Witnesses in northern Mogadishu said three Ethiopian soldiers and at least one insurgent were killed as both sides traded heavy machinegun fire, grenades and artillery barrages.
"I was hiding in a wrecked building in the area, where the fighting took place," Abdullahi Hussein, a resident of the Suq Holana neighbourhood, said.
Late on Tuesday, UN Secretary-General Ban Ki-moon said insecurity in Somalia made it too dangerous to deploy a UN peacekeeping force there until far-reaching political and military conditions were met.
Viable political process
The African Union had called on the world body to send troops to replace a small AU mission and help the country's interim government fend off the Islamist insurgency.
In a major report, Ban said UN officials had identified conditions that could lead to such a deployment.
They included a viable political process taking hold with 70% of parties agreeing to lay down their arms and work together in a power-sharing deal.
Ethiopian soldiers currently supporting the government would have withdrawn or would be in the process of doing so.
Ban said: "A military technical agreement in support of peace would have been signed by the major clans and factions, which would list security arrangements, such as certain ways to achieve disarmament, in respect of heavy weapons as a minimum, and non-violent settlement of disputes.
"As detailed in the fact-finding report, these conditions are regrettably not in place."

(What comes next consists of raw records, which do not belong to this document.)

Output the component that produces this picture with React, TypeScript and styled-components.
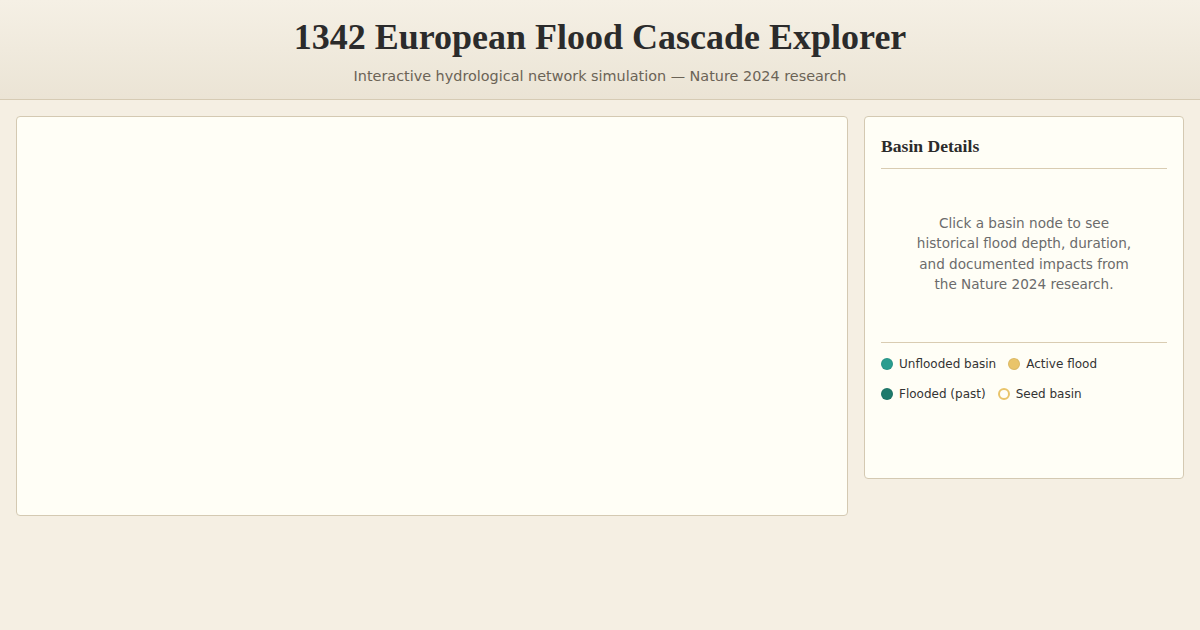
import React from "react";
import styled, { createGlobalStyle } from "styled-components";

const GlobalStyle = createGlobalStyle`
  html, body { margin: 0; padding: 0; }
  body {
    background: #f5efe3;
    font-family: "DejaVu Sans", sans-serif;
    color: #2b2b2b;
  }
`;

const Header = styled.header`
  background: linear-gradient(180deg, #f5f0e5 0%, #ebe4d5 100%);
  border-bottom: 1px solid #d6cbb4;
  padding: 17px 16px 14px;
  text-align: center;
`;

const Title = styled.h1`
  margin: 0;
  font-family: "Liberation Serif", serif;
  font-weight: 700;
  font-size: 36px;
  line-height: 41px;
  color: #2b2b2b;
`;

const Subtitle = styled.p`
  margin: 9px 0 0;
  font-size: 14.4px;
  line-height: 18px;
  color: #6b6356;
`;

const Main = styled.main`
  display: flex;
  gap: 16px;
  padding: 16px;
  align-items: flex-start;
`;

const CanvasPanel = styled.section`
  flex: 1;
  height: 398px;
  background: #fffef6;
  border: 1px solid #d4c9b2;
  border-radius: 4px;
`;

const Sidebar = styled.aside`
  width: 286px;
  min-height: 329px;
  padding: 16px;
  background: #fffef6;
  border: 1px solid #d4c9b2;
  border-radius: 4px;
`;

const SideTitle = styled.h3`
  margin: 0;
  padding: 0 0 9px;
  border-bottom: 1px solid #d9ccb2;
  font-family: "Liberation Serif", serif;
  font-weight: 700;
  font-size: 17.6px;
  line-height: 26px;
  color: #2b2b2b;
`;

const Empty = styled.p`
  margin: 0;
  padding: 44px 30px 47px;
  text-align: center;
  font-size: 13.6px;
  line-height: 20.4px;
  color: #6b6b6b;
`;

const Legend = styled.div`
  border-top: 1px solid #d9ccb2;
  padding-top: 12px;
  display: flex;
  flex-direction: column;
  gap: 12px;
`;

const LegendRow = styled.div`
  display: flex;
  gap: 12px;
`;

const LegendItem = styled.div`
  display: flex;
  align-items: center;
  gap: 6px;
  font-size: 12px;
  line-height: 18px;
  color: #333;
`;

const Dot = styled.span<{ $color: string; $hollow?: boolean }>`
  width: 12px;
  height: 12px;
  box-sizing: border-box;
  border-radius: 50%;
  background: ${(p) => (p.$hollow ? "#fffef6" : p.$color)};
  border: ${(p) => (p.$hollow ? `2px solid ${p.$color}` : "1px solid rgba(0,0,0,0.06)")};
  flex: none;
`;

export default function App() {
  return (
    <>
      <GlobalStyle />
      <Header>
        <Title>1342 European Flood Cascade Explorer</Title>
        <Subtitle>Interactive hydrological network simulation — Nature 2024 research</Subtitle>
      </Header>
      <Main>
        <CanvasPanel />
        <Sidebar>
          <SideTitle>Basin Details</SideTitle>
          <Empty>
            Click a basin node to see historical flood depth, duration, and documented impacts from the Nature 2024 research.
          </Empty>
          <Legend>
            <LegendRow>
              <LegendItem>
                <Dot $color="#2a9d8f" />
                Unflooded basin
              </LegendItem>
              <LegendItem>
                <Dot $color="#e9c46a" />
                Active flood
              </LegendItem>
            </LegendRow>
            <LegendRow>
              <LegendItem>
                <Dot $color="#1f7a6c" />
                Flooded (past)
              </LegendItem>
              <LegendItem>
                <Dot $color="#e9c46a" $hollow />
                Seed basin
              </LegendItem>
            </LegendRow>
          </Legend>
        </Sidebar>
      </Main>
    </>
  );
}
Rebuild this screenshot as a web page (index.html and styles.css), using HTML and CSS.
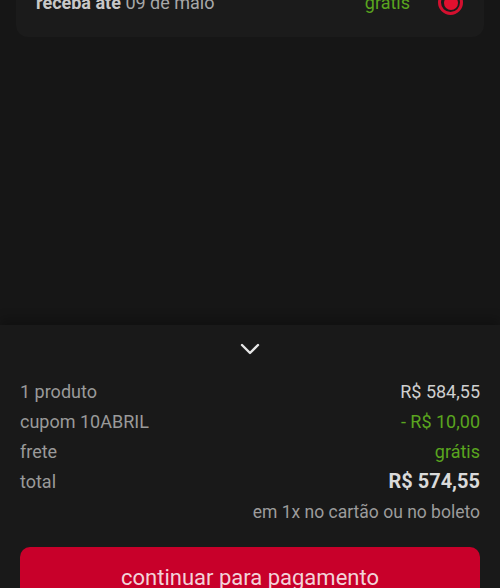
FILE: index.html
```html
<!DOCTYPE html>
<html lang="pt">
  <head>
    <meta charset="UTF-8" />
    <meta name="viewport" content="width=device-width, initial-scale=1.0" />
    <title>resumo do pedido</title>
    <link rel="stylesheet" href="styles.css">
  </head>
  <body>
    <div class="page">
      <div class="ship-card">
        <p class="ship-date"><b>receba até</b> 09 de maio</p>
        <span class="ship-price">grátis</span>
        <span class="radio"><span class="dot"></span></span>
      </div>

      <div class="summary">
        <div class="toggle">
          <svg width="20" height="12" viewBox="0 0 20 12">
            <path d="M2 2 L10 10 L18 2" fill="none" stroke="#e6e6e6" stroke-width="2.4" stroke-linecap="round" stroke-linejoin="round" />
          </svg>
        </div>
        <div class="row">
          <span class="label">1 produto</span>
          <span class="value">R$ 584,55</span>
        </div>
        <div class="row">
          <span class="label">cupom 10ABRIL</span>
          <span class="value green">- R$ 10,00</span>
        </div>
        <div class="row">
          <span class="label">frete</span>
          <span class="value green">grátis</span>
        </div>
        <div class="row">
          <span class="label">total</span>
          <span class="value total">R$ 574,55</span>
        </div>
        <p class="terms">em 1x no cartão ou no boleto</p>
        <button class="pay">continuar para pagamento</button>
      </div>
    </div>
  </body>
</html>
```

FILE: styles.css
```css
* {
  padding: 0;
  margin: 0;
  box-sizing: border-box;
}
html,
body {
  background: #161616;
  font-family: Roboto, "Liberation Sans", sans-serif;
}
.page {
  display: flex;
  flex-direction: column;
  justify-content: space-between;
  height: 588px;
  overflow: hidden;
}
.ship-card {
  display: flex;
  align-items: center;
  margin: -24px 16px 0;
  height: 61px;
  padding: 0 21px 8px 20px;
  background: #1b1b1b;
  border-radius: 0 0 12px 12px;
}
.ship-date {
  flex: 1;
  font-size: 18px;
  color: #a8a8a8;
}
.ship-date b {
  color: #c8c8c8;
}
.ship-price {
  font-size: 18px;
  color: #5aa51f;
  margin-right: 28px;
}
.radio {
  display: flex;
  align-items: center;
  justify-content: center;
  width: 25px;
  height: 25px;
  border: 3px solid #d3102f;
  border-radius: 50%;
}
.radio .dot {
  width: 14px;
  height: 14px;
  border-radius: 50%;
  background: #e2102f;
}
.summary {
  height: 263px;
  background: #191919;
  box-shadow: 0 -6px 10px rgba(0, 0, 0, 0.25);
  padding: 0 20px;
}
.toggle {
  display: flex;
  justify-content: center;
  padding-top: 18px;
  height: 51px;
}
.row {
  display: flex;
  justify-content: space-between;
  align-items: center;
  height: 30px;
  font-size: 18px;
}
.label {
  color: #9a9a9a;
}
.value {
  color: #cfcfcf;
}
.value.green {
  color: #5aa51f;
}
.value.total {
  font-size: 20px;
  font-weight: bold;
  color: #dadada;
}
.terms {
  text-align: right;
  font-size: 17.5px;
  color: #9c9c9c;
  line-height: 32px;
}
.pay {
  display: block;
  width: 100%;
  height: 56px;
  margin-top: 19px;
  padding-top: 5px;
  background: #c8002a;
  border: none;
  border-radius: 10px;
  color: #f2d3d9;
  font-family: Roboto, "Liberation Sans", sans-serif;
  font-size: 22px;
}
```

Troops 'struggle to keep peace'
Ban said international factors including arms proliferation, the potential for a proxy war in Somalia between its neighbours and piracy, worsened an already complicated security issue.
The Security Council would discuss his report on Thursday and diplomats said it would again consider possibly sending UN peacekeepers - a move that was supported by South Africa, but which permanent council members Britain and France were wary of.
About 2 600 AU troops from Uganda and Burundi had struggled to keep the peace in Somalia's capital Mogadishu, where Islamist rebels had waged an Iraq-style insurgency of assassinations, grenade attacks and roadside bombings.
On Tuesday, the United States said it had formally designated Somalia's al Shabaab militants, thought to be behind much of the violence, as a foreign terrorist organisation.
The group was the militant wing of the Somalia Islamic Courts Council, which ruled most of southern Somalia for the second half of 2006 until the interim government and Ethiopian forces routed its leaders in a two-week war.